Did I mention that all of this is taking place in total darkness out on the desolate beach wading more and more out into the water due to it being low tides? Okay, Mom’s turn. 

I say a few words and promise Mom that she’ll finally get that peace she had been seeking since Dad left, and I’m pleasantly surprised that #1 I haven’t completely fallen into the ocean, #2 I still have managed to keep both shoes in my possession and #3 Mom’s tube empties just like in the movies, a few flicks of the wrist and she’s carried out as the wave rolls back into the ocean. 

I limped back to the hotel’s stairs to return to the pool area overlooking the beach. That was far more physically challenging than I had anticipated but it didn’t surprise me that it also had its fair share of bumbling, fumbling and falls. One thing I remember growing up with my folks was that we would always find humor in even the most mundane situations. It was only natural that even in death and the scattering of ashes – our final activity as a family of three –  there would still be funny moments to interrupt such a serious, somber occasion.
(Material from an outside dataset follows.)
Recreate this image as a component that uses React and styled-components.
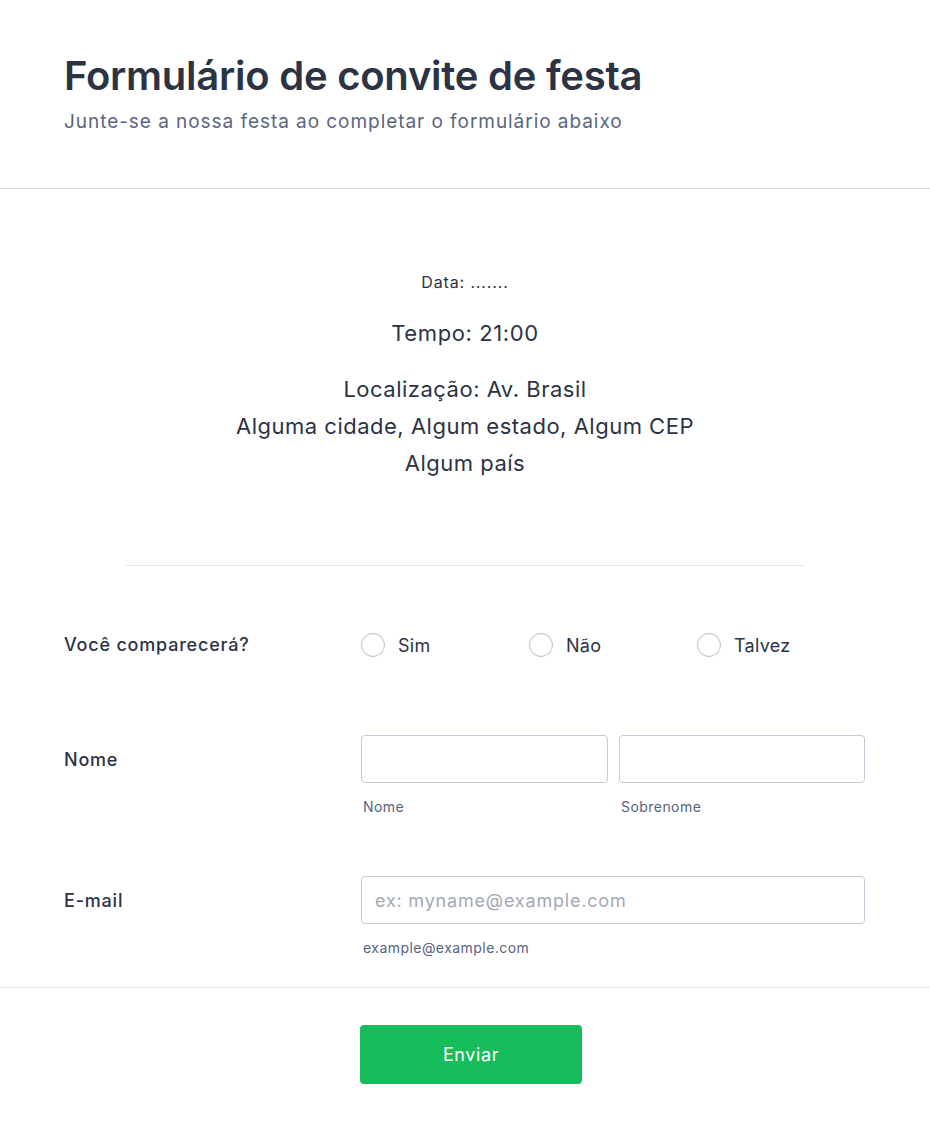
import React from "react";
import styled, { createGlobalStyle } from "styled-components";

const GlobalStyle = createGlobalStyle`
  body {
    margin: 0;
    background: #ffffff;
    font-family: Inter, "Noto Sans", sans-serif;
    color: #2c3345;
  }
  * { box-sizing: border-box; }
`;

const Page = styled.div`
  width: 930px;
  min-height: 1134px;
  background: #fff;
`;

const Header = styled.header`
  padding: 52px 64px 0;
  height: 189px;
  border-bottom: 1px solid #d8dae9;
`;

const Title = styled.h1`
  margin: 0;
  font-size: 40px;
  line-height: 48px;
  font-weight: 600;
  letter-spacing: -0.25px;
  color: #2c3345;
`;

const Subtitle = styled.p`
  margin: 10px 0 0;
  font-size: 19px;
  line-height: 24px;
  letter-spacing: 0.95px;
  color: #5b6580;
`;

const Info = styled.section`
  padding: 81px 64px 83px;
  text-align: center;
  color: #2c3345;
`;

const InfoLine = styled.p`
  margin: 0;
  font-size: ${(p) => p.size}px;
  line-height: ${(p) => p.lh}px;
  letter-spacing: ${(p) => p.ls || 0}px;
  margin-bottom: ${(p) => p.mb || 0}px;
`;

const Divider = styled.hr`
  border: 0;
  border-top: 1px solid #e6e6e6;
  margin: 0 126px;
`;

const Row = styled.div`
  display: grid;
  grid-template-columns: 297px 504px;
  padding: 0 64px;
  align-items: ${(p) => p.align || "center"};
  margin-top: ${(p) => p.mt}px;
`;

const Label = styled.div`
  font-size: 18px;
  font-weight: 500;
  letter-spacing: 0.8px;
  color: #2c3345;
  line-height: 24px;
  padding-top: ${(p) => p.pt || 0}px;
`;

const Options = styled.div`
  display: grid;
  grid-template-columns: 168px 168px 168px;
`;

const Option = styled.label`
  display: flex;
  align-items: center;
  gap: 13px;
  font-size: 18px;
  letter-spacing: 0.3px;
  color: #2c3345;
`;

const Circle = styled.span`
  width: 24px;
  height: 24px;
  border-radius: 50%;
  border: 1px solid #b8bdc9;
  background: #fff;
`;

const Fields = styled.div`
  display: grid;
  grid-template-columns: ${(p) => (p.split ? "247px 246px" : "1fr")};
  column-gap: 11px;
`;

const Field = styled.div`
  display: flex;
  flex-direction: column;
`;

const Input = styled.input`
  height: 48px;
  width: 100%;
  border: 1px solid #c3cad8;
  border-radius: 4px;
  padding: 0 13px;
  font-family: Inter, "Noto Sans", sans-serif;
  font-size: 18px;
  letter-spacing: 0.8px;
  color: #2c3345;
  background: #fff;
  outline: none;
  &::placeholder {
    color: #a3a9b8;
  }
`;

const SubLabel = styled.span`
  margin-top: 15px;
  font-size: 14px;
  line-height: 18px;
  letter-spacing: 0.45px;
  color: #57647e;
  padding-left: 2px;
`;

const Footer = styled.div`
  margin-top: 30px;
  border-top: 1px solid #e6e6e6;
  padding: 37px 0 50px;
  display: flex;
  justify-content: center;
`;

const Button = styled.button`
  width: 222px;
  height: 59px;
  margin-left: 12px;
  border: 0;
  border-radius: 4px;
  background: #18bd5b;
  color: #fff;
  font-family: Inter, "Noto Sans", sans-serif;
  font-size: 18px;
  font-weight: 400;
  letter-spacing: 0.6px;
`;

export default function App() {
  return (
    <Page>
      <GlobalStyle />
      <Header>
        <Title>Formulário de convite de festa</Title>
        <Subtitle>Junte-se a nossa festa ao completar o formulário abaixo</Subtitle>
      </Header>

      <Info>
        <InfoLine size={16} lh={24} ls={0.85} mb={21}>Data: .......</InfoLine>
        <InfoLine size={22} lh={37} ls={0.6} mb={19}>Tempo: 21:00</InfoLine>
        <InfoLine size={22} lh={37} ls={0.5}>Localização: Av. Brasil</InfoLine>
        <InfoLine size={22} lh={37} ls={0.5}>Alguma cidade, Algum estado, Algum CEP</InfoLine>
        <InfoLine size={22} lh={37} ls={0.5}>Algum país</InfoLine>
      </Info>

      <Divider />

      <Row mt={67}>
        <Label>Você comparecerá?</Label>
        <Options>
          <Option><Circle />Sim</Option>
          <Option><Circle />Não</Option>
          <Option><Circle />Talvez</Option>
        </Options>
      </Row>

      <Row mt={78} align="start">
        <Label pt={13}>Nome</Label>
        <Fields split>
          <Field>
            <Input type="text" />
            <SubLabel>Nome</SubLabel>
          </Field>
          <Field>
            <Input type="text" />
            <SubLabel>Sobrenome</SubLabel>
          </Field>
        </Fields>
      </Row>

      <Row mt={60} align="start">
        <Label pt={13}>E-mail</Label>
        <Fields>
          <Field>
            <Input type="email" placeholder="ex: myname@example.com" />
            <SubLabel>example@example.com</SubLabel>
          </Field>
        </Fields>
      </Row>

      <Footer>
        <Button>Enviar</Button>
      </Footer>
    </Page>
  );
}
No, I’m not suggesting death is funny, though if you’re familiar with a particular Mary Tyler Moore Show episode — a little song, a little dance, a little Seltzer down your pants — well, death actually can be pretty funny —- on TV, at least. But as with any rough patch we’re trudging through, if we can try to find a little light in our dark, maybe we’ll get through in better shape than we anticipate. And you never know? It might even lend itself to be an amusing tale to tell later.